Here some info a year old though. Looks like Mr. Walter Scott sold out and is now retired. So if the company owns the plane, does he still get to use it? Or is it his outright?
Walter Scott has left the Edinburgh-based investment management company
Ian Fraser and John Penman
Walter Scott has quit the investment management company he founded in 1983 just two years after selling it for £400m. Scott, a former nuclear physicist who was famed for wearing a kilt at business meetings, sold Edinburgh-based Walter Scott & Partners to US-based Mellon Financial Corporation in 2006. He handed over the chairmanship to Kenneth Lyall last year but his departure has only just emerged. Scott said last week: “I had reached the age of 60 and thought it was time for Ken to have a crack [at being the chairman].” Lyall worked at Arthur Andersen before joining Walter Scott & Partners 25 years ago. Walter Scott & Partners, has $33 billion (£16.6 billion) under management. Scott, 61, now divides his time between homes on the Côte d’Azur and in Henley-on-Thames.
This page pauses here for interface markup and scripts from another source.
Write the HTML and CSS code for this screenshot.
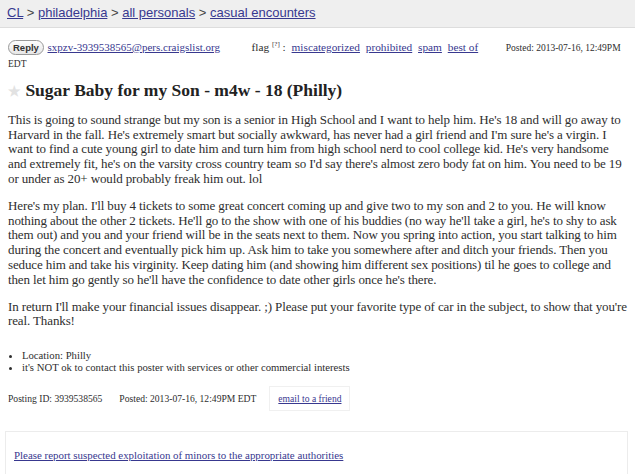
FILE: index.html
```html
<!DOCTYPE html>
<html>
<head>
<meta charset="utf-8">
<link rel="stylesheet" href="styles.css">
</head>
<body>
<header class="bchead">
  <a href="#">CL</a> &gt; <a href="#">philadelphia</a> &gt; <a href="#">all personals</a> &gt; <a href="#">casual encounters</a>
</header>
<main class="posting">
  <div class="dateReplyBar">
    <span class="replybtn">Reply</span>
    <a class="email" href="#">sxpzv-3939538565@pers.craigslist.org</a>
    <span class="flags">flag <sup>[?]</sup> : <a href="#">miscategorized</a> <a href="#">prohibited</a> <a href="#">spam</a> <a href="#">best of</a></span>
    <span class="postdate"><span class="nowrap">Posted: 2013-07-16, 12:49PM</span> EDT</span>
  </div>
  <h2 class="postingtitle"><span class="star">&#9733;</span> Sugar Baby for my Son - m4w - 18 (Philly)</h2>
  <section class="userbody">
    <p>This is going to sound strange but my son is a senior in High School and I want to help him. He's 18 and will go away to Harvard in the fall. He's extremely smart but socially awkward, has never had a girl friend and I'm sure he's a virgin. I want to find a cute young girl to date him and turn him from high school nerd to cool college kid. He's very handsome and extremely fit, he's on the varsity cross country team so I'd say there's almost zero body fat on him. You need to be 19 or under as 20+ would probably freak him out. lol</p>
    <p>Here's my plan. I'll buy 4 tickets to some great concert coming up and give two to my son and 2 to you. He will know nothing about the other 2 tickets. He'll go to the show with one of his buddies (no way he'll take a girl, he's to shy to ask them out) and you and your friend will be in the seats next to them. Now you spring into action, you start talking to him during the concert and eventually pick him up. Ask him to take you somewhere after and ditch your friends. Then you seduce him and take his virginity. Keep dating him (and showing him different sex positions) til he goes to college and then let him go gently so he'll have the confidence to date other girls once he's there.</p>
    <p>In return I'll make your financial issues disappear. ;) Please put your favorite type of car in the subject, to show that you're real. Thanks!</p>
    <ul class="notices">
      <li>Location: Philly</li>
      <li>it's NOT ok to contact this poster with services or other commercial interests</li>
    </ul>
  </section>
  <div class="postinginfos">
    <span>Posting ID: 3939538565</span>
    <span>Posted: 2013-07-16, 12:49PM EDT</span>
    <a class="tofriend" href="#">email to a friend</a>
  </div>
  <div class="report">
    <a href="#">Please report suspected exploitation of minors to the appropriate authorities</a>
  </div>
</main>
</body>
</html>
```

FILE: styles.css
```css
html, body {
  margin: 0;
  padding: 0;
  background: #fff;
}
body {
  font-family: "Liberation Serif", "Times New Roman", serif;
  color: #2e2e2e;
  width: 635px;
  height: 474px;
  overflow: hidden;
}
a {
  color: #38388f;
}
.bchead {
  background: #efefef;
  border-bottom: 1px solid #dddddd;
  font-family: "Liberation Sans", Arial, sans-serif;
  font-size: 13px;
  color: #444;
  height: 27px;
  line-height: 26px;
  padding-left: 7px;
}
.posting {
  padding: 0 7px 0 8px;
}
.dateReplyBar {
  margin-top: 8px;
  font-size: 10.5px;
  line-height: 16px;
}
.replybtn {
  display: inline-block;
  font-family: "Liberation Sans", Arial, sans-serif;
  font-weight: bold;
  font-size: 9.5px;
  color: #333;
  border: 1px solid #999;
  border-radius: 8px;
  background: linear-gradient(#fdfdfd, #e6e6e6);
  padding: 0 4px;
  line-height: 13px;
  margin-right: 1px;
}
.email {
  font-size: 11px;
  margin-right: 29px;
}
.flags {
  font-size: 11.3px;
}
.flags sup {
  font-size: 7px;
}
.flags a {
  margin-left: 3px;
}
.postdate {
  font-size: 9.5px;
  margin-left: 25px;
}
.nowrap {
  white-space: nowrap;
}
.postingtitle {
  font-size: 17.5px;
  font-weight: bold;
  margin: 7px 0 0 0;
  line-height: 22px;
  color: #222;
}
.star {
  color: #e2e2e2;
  font-size: 14px;
}
.userbody {
  font-size: 13px;
  letter-spacing: -0.12px;
  line-height: 14.8px;
  margin-top: 10px;
}
.userbody p {
  margin: 0 0 12px 0;
}
.notices {
  font-size: 10.7px;
  letter-spacing: 0;
  line-height: 12px;
  margin: 20px 0 0 0;
  padding-left: 14px;
}
.postinginfos {
  margin-top: 13px;
  font-size: 9.6px;
  display: flex;
  align-items: center;
  gap: 17px;
}
.tofriend {
  border: 1px solid #f0f0f0;
  padding: 6px 8px;
  margin-left: -4px;
}
.report {
  margin: 20px 0 0 -3px;
  border: 1px solid #ececec;
  border-bottom: none;
  height: 50px;
  padding: 17px 0 0 8px;
  box-sizing: border-box;
  font-size: 10.9px;
}
```
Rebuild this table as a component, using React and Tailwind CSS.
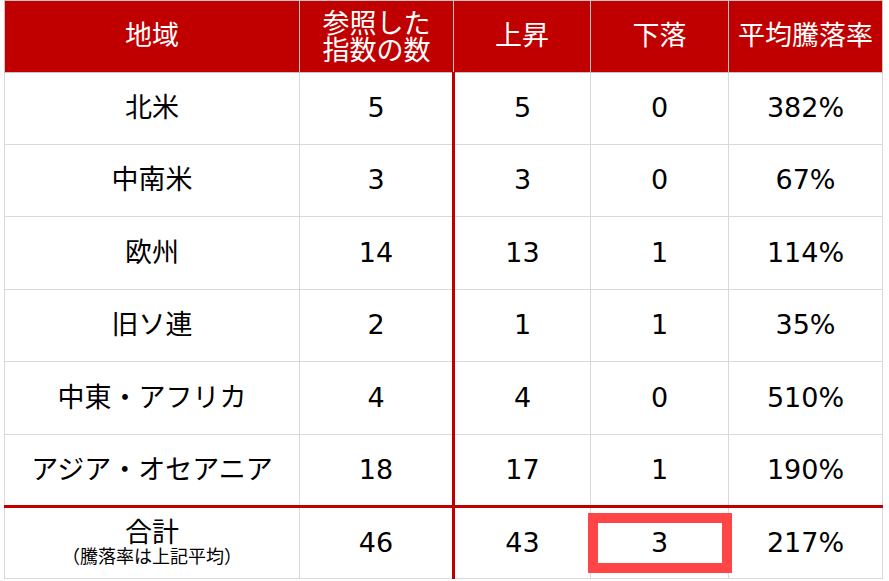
const rows = [
  { region: "北米", refs: 5, up: 5, down: 0, avg: "382%", h: "h-[72px]" },
  { region: "中南米", refs: 3, up: 3, down: 0, avg: "67%", h: "h-[72px]" },
  { region: "欧州", refs: 14, up: 13, down: 1, avg: "114%", h: "h-[73px]" },
  { region: "旧ソ連", refs: 2, up: 1, down: 1, avg: "35%", h: "h-[72px]" },
  { region: "中東・アフリカ", refs: 4, up: 4, down: 0, avg: "510%", h: "h-[73px]" },
  { region: "アジア・オセアニア", refs: 18, up: 17, down: 1, avg: "190%", h: "h-[72px]" }
];

const th = "border border-[#c4c4c4] bg-[#c00000] text-white font-normal text-center align-middle p-0";
const td = "border border-[#d9d9d9] text-center align-middle p-0";
const total = td + " border-t-[3px] border-t-[#c00000]";

export default function App() {
  return (
    <div
      className="w-[889px] h-[581px] bg-white pl-[4px] text-[27px] text-black"
      style={{ fontFamily: '"DejaVu Sans", "Noto Sans CJK JP", sans-serif' }}
    >
      <table className="table-fixed border-collapse w-[878px]">
        <colgroup>
          <col className="w-[295px]" />
          <col className="w-[154px]" />
          <col className="w-[137px]" />
          <col className="w-[138px]" />
          <col className="w-[154px]" />
        </colgroup>
        <thead>
          <tr className="h-[72px]">
            <th className={th}>地域</th>
            <th className={th}>
              <div className="leading-[27px] pt-[1px]">
                参照した
                <br />
                指数の数
              </div>
            </th>
            <th className={th}>上昇</th>
            <th className={th}>下落</th>
            <th className={th}>平均騰落率</th>
          </tr>
        </thead>
        <tbody>
          {rows.map((r) => (
            <tr key={r.region} className={r.h}>
              <td className={td}>{r.region}</td>
              <td className={td}>{r.refs}</td>
              <td className={td + " border-l-[3px] border-l-[#c00000]"}>{r.up}</td>
              <td className={td}>{r.down}</td>
              <td className={td}>{r.avg}</td>
            </tr>
          ))}
          <tr className="h-[72px]">
            <td className={total}>
              <div className="leading-[27px]">合計</div>
              <div className="text-[18px] leading-[22px]">（騰落率は上記平均）</div>
            </td>
            <td className={total}>46</td>
            <td className={total + " border-l-[3px] border-l-[#c00000]"}>43</td>
            <td className={total + " relative"}>
              3
              <div className="absolute left-[-3px] right-[-4px] top-[5px] bottom-[5px] border-[10px] border-[#ff4545]" />
            </td>
            <td className={total}>217%</td>
          </tr>
        </tbody>
      </table>
    </div>
  );
}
He said that having run Walter Scott & Partners, which has his family crest as its logo, “almost as a family company” for 25 years, he recognised the approach was not compatible with ownership by a large multinational corporation. However, he said he had no regrets about selling the company to Mellon. Scott received dividend payments of £17.9m as a 70%-owner of the business in the nine months to December 2006, on top of a £3.2m remuneration package (assuming that he was its highest paid director). He is understood to have grossed between £280m and £300m from the sale. Scott, whose personal wealth was estimated at £180m on the most recent Sunday Times Rich List, said he now intends to focus on philanthropic activities.